[Start Task data]

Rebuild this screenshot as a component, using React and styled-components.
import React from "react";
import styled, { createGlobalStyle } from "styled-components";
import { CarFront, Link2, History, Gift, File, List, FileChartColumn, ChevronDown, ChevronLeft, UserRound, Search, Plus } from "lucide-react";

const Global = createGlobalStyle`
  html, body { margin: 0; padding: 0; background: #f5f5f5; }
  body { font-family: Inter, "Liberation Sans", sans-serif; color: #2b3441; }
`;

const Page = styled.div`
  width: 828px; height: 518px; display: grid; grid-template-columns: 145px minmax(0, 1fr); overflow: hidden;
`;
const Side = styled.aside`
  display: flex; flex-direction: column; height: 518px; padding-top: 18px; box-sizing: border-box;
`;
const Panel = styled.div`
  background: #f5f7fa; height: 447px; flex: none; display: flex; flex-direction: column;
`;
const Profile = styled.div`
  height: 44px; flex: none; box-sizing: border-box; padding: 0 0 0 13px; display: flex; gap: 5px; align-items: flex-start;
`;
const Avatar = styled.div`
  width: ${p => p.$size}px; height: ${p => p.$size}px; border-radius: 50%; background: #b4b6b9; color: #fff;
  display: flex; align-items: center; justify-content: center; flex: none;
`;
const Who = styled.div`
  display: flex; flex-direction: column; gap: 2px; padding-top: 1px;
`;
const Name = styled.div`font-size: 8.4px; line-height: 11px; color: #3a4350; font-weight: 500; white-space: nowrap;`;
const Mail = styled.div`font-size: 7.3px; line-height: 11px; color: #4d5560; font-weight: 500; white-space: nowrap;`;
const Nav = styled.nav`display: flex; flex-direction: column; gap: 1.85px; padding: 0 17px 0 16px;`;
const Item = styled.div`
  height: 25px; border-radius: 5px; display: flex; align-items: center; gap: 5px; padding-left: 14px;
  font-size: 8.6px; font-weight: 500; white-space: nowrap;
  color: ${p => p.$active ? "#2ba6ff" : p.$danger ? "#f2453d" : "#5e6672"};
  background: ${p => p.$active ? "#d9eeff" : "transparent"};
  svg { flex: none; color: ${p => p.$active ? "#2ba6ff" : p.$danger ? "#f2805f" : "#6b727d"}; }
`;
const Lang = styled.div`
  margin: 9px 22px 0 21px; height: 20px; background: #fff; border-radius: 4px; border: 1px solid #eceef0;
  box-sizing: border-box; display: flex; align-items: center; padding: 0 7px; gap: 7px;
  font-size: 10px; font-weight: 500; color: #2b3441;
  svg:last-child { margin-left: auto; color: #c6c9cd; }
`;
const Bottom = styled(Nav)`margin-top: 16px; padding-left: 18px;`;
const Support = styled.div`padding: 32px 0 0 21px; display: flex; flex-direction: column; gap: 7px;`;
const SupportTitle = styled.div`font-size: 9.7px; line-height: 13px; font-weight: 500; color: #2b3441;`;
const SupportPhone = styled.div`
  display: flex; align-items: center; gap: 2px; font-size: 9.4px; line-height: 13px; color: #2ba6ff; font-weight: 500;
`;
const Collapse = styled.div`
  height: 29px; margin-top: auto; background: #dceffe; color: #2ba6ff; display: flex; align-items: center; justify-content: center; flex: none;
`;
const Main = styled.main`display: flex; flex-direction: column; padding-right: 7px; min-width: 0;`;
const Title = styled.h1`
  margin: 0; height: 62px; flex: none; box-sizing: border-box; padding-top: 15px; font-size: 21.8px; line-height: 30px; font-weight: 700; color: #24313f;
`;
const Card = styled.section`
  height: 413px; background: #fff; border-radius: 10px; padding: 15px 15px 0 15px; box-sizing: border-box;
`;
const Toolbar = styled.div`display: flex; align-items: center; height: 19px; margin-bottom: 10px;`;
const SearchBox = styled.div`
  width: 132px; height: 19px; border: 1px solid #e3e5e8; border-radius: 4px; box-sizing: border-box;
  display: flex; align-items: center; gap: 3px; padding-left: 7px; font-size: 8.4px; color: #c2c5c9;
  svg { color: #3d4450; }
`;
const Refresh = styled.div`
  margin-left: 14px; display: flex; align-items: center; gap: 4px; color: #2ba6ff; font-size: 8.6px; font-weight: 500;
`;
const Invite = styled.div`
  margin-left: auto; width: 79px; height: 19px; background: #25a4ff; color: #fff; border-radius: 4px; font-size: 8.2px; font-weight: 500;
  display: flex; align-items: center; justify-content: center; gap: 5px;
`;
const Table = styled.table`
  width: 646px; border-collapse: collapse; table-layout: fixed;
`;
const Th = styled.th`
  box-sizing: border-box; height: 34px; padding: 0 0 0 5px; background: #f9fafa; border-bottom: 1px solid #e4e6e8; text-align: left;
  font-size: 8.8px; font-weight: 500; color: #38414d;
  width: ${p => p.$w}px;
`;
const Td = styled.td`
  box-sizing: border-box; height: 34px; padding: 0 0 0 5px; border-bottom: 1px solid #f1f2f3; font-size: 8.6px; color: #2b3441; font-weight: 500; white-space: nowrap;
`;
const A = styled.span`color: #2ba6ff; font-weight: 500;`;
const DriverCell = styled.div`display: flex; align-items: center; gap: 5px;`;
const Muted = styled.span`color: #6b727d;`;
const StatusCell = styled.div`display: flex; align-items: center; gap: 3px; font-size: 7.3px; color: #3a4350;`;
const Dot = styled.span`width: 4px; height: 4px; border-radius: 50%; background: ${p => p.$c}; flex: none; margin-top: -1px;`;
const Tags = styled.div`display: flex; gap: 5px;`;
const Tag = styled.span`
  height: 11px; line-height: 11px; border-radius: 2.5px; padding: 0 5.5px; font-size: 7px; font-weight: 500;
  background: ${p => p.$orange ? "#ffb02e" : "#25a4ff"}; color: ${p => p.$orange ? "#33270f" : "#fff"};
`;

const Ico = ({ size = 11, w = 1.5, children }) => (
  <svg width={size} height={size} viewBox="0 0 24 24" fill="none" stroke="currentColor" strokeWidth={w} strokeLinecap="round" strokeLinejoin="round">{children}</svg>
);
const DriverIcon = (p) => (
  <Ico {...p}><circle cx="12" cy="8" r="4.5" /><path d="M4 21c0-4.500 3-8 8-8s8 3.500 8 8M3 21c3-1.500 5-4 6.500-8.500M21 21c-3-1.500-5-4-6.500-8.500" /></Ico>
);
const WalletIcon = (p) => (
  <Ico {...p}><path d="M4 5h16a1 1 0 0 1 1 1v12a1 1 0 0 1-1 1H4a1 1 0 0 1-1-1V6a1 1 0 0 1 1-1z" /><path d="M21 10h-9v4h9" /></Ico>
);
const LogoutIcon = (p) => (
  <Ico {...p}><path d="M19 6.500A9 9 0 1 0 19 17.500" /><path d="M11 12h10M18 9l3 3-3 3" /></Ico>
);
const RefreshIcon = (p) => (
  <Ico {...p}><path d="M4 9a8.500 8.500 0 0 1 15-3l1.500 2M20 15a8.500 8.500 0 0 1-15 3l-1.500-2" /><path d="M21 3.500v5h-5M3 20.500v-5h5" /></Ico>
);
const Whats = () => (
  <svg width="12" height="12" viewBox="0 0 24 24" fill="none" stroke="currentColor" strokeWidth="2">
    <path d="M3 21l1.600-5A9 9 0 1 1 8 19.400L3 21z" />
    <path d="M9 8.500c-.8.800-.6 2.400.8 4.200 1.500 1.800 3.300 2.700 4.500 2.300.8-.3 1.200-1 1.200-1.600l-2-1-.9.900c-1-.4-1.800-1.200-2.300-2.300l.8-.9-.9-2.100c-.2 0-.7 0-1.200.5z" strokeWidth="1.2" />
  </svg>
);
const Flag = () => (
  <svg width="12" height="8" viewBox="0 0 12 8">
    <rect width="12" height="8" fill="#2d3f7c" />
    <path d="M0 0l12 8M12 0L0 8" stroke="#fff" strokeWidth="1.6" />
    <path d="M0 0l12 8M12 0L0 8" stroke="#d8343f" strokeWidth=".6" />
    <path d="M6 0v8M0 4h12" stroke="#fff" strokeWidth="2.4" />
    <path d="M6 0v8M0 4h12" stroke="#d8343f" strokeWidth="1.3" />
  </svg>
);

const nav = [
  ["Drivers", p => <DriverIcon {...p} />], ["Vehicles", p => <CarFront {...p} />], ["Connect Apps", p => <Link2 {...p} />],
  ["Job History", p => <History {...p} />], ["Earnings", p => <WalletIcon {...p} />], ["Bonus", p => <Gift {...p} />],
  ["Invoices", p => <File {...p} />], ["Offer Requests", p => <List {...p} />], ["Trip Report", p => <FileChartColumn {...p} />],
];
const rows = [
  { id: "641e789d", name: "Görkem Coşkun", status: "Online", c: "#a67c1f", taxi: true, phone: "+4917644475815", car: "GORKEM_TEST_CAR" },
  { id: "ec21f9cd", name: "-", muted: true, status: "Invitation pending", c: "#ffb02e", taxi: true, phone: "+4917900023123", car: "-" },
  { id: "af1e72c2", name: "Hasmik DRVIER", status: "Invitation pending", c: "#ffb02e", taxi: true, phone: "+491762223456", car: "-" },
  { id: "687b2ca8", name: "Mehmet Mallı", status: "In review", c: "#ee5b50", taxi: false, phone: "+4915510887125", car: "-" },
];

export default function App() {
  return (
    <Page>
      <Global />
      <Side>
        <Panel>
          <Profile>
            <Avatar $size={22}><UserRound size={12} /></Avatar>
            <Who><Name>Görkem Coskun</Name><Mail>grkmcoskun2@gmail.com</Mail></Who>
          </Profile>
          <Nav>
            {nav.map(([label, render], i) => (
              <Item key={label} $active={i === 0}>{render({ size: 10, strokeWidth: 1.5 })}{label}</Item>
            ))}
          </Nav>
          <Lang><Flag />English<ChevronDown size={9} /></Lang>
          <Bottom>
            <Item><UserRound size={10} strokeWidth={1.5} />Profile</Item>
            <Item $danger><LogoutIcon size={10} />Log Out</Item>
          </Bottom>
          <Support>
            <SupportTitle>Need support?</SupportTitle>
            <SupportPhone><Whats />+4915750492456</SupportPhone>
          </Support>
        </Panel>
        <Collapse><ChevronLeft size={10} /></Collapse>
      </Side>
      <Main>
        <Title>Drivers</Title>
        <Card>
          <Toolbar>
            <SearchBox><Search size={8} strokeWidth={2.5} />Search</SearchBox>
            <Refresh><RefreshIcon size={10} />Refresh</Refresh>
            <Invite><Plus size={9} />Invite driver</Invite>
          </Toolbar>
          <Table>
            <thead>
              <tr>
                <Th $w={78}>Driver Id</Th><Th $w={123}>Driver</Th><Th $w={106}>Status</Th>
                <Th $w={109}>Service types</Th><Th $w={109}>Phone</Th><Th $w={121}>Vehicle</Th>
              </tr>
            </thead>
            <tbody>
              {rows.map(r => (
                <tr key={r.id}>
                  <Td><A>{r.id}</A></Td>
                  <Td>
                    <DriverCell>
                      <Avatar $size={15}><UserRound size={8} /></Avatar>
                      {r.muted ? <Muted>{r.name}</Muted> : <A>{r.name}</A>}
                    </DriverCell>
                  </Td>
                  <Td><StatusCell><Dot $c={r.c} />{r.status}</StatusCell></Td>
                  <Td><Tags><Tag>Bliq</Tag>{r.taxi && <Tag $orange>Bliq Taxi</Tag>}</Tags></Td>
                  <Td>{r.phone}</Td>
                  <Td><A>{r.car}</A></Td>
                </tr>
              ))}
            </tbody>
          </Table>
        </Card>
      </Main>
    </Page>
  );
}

[End Task data]
[Start Task data]

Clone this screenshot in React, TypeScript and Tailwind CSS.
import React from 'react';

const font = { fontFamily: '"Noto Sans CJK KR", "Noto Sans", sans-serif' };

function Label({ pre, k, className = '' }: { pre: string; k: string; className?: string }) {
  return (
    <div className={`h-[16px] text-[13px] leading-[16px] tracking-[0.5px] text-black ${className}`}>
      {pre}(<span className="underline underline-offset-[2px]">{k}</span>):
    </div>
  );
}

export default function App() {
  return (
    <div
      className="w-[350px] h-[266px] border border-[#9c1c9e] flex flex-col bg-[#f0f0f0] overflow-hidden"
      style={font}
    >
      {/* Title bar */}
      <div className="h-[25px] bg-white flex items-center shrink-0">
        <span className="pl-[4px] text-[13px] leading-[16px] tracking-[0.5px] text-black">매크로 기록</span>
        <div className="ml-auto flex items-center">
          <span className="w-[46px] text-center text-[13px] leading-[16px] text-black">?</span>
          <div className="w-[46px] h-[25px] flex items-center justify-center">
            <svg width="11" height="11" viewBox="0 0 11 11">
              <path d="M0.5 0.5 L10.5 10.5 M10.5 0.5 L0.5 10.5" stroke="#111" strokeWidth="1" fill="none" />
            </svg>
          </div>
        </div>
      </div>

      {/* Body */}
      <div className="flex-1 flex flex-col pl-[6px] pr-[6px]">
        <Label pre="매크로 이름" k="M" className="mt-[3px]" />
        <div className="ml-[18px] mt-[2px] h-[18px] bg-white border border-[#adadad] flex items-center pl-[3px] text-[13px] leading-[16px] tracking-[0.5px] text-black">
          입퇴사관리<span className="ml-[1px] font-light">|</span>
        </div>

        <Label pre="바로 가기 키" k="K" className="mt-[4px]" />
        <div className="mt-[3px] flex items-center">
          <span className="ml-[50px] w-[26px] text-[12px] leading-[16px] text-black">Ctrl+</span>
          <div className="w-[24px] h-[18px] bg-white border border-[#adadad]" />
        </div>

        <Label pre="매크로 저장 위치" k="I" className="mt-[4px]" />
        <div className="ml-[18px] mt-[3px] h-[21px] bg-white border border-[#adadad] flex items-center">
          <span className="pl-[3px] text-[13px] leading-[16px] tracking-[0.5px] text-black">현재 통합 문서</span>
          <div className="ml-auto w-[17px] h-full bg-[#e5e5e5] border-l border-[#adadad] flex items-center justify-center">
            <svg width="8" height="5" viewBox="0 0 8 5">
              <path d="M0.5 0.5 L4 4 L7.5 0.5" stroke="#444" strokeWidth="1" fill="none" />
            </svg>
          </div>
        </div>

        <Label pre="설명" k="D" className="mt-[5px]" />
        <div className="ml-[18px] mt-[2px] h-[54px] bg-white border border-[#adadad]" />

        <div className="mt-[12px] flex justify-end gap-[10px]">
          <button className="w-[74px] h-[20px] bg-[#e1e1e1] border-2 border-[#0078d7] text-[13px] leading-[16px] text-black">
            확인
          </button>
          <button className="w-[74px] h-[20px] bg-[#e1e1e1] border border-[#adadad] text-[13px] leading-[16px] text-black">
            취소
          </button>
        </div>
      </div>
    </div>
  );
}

[End Task data]
[Start Task data]

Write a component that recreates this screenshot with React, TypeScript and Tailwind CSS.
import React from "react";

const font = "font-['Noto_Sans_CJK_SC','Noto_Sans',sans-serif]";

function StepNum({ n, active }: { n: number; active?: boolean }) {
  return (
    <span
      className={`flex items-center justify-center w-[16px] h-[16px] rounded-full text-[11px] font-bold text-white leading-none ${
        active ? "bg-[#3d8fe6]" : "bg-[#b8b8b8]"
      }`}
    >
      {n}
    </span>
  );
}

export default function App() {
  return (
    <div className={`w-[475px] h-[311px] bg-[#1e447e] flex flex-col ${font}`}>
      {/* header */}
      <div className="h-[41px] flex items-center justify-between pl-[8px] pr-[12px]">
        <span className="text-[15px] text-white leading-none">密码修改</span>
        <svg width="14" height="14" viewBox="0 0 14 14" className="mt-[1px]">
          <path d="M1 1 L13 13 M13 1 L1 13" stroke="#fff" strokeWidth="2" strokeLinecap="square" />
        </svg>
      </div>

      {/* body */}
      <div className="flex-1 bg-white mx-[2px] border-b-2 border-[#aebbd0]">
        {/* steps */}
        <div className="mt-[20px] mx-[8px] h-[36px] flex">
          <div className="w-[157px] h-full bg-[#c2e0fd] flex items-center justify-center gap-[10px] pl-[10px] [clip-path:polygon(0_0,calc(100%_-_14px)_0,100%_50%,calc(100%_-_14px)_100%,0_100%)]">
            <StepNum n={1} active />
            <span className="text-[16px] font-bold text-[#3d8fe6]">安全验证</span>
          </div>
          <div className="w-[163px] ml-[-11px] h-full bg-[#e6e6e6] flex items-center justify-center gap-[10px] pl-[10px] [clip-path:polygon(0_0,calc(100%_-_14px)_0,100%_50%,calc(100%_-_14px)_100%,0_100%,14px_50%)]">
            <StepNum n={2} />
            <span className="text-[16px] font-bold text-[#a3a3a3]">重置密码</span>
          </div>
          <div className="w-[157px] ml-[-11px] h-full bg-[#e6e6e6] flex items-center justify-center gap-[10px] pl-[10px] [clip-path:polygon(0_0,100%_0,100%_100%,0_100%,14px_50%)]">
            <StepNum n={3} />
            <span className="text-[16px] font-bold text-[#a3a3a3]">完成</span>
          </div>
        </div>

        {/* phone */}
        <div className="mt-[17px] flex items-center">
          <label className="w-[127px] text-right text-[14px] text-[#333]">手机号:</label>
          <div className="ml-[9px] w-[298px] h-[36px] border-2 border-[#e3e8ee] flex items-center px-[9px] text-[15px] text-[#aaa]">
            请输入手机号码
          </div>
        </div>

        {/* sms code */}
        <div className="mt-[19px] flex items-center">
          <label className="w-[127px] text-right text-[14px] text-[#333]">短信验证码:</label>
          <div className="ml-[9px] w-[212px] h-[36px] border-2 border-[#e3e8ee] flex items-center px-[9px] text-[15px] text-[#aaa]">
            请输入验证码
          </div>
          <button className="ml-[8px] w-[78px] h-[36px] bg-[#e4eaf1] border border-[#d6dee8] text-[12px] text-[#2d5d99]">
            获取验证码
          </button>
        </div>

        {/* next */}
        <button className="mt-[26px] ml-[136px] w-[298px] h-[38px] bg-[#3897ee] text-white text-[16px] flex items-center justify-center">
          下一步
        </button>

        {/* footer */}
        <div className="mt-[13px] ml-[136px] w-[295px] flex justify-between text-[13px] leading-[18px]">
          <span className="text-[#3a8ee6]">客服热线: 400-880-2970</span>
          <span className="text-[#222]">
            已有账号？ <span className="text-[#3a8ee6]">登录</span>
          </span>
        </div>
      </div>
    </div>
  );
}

[End Task data]

The lines from the one containing "Rebuild this screenshot" to the one containing "UserRound, Search, Plus", both included, are to be extracted exactly; give no other line.

Rebuild this screenshot as a component, using React and styled-components.
import React from "react";
import styled, { createGlobalStyle } from "styled-components";
import { CarFront, Link2, History, Gift, File, List, FileChartColumn, ChevronDown, ChevronLeft, UserRound, Search, Plus } from "lucide-react";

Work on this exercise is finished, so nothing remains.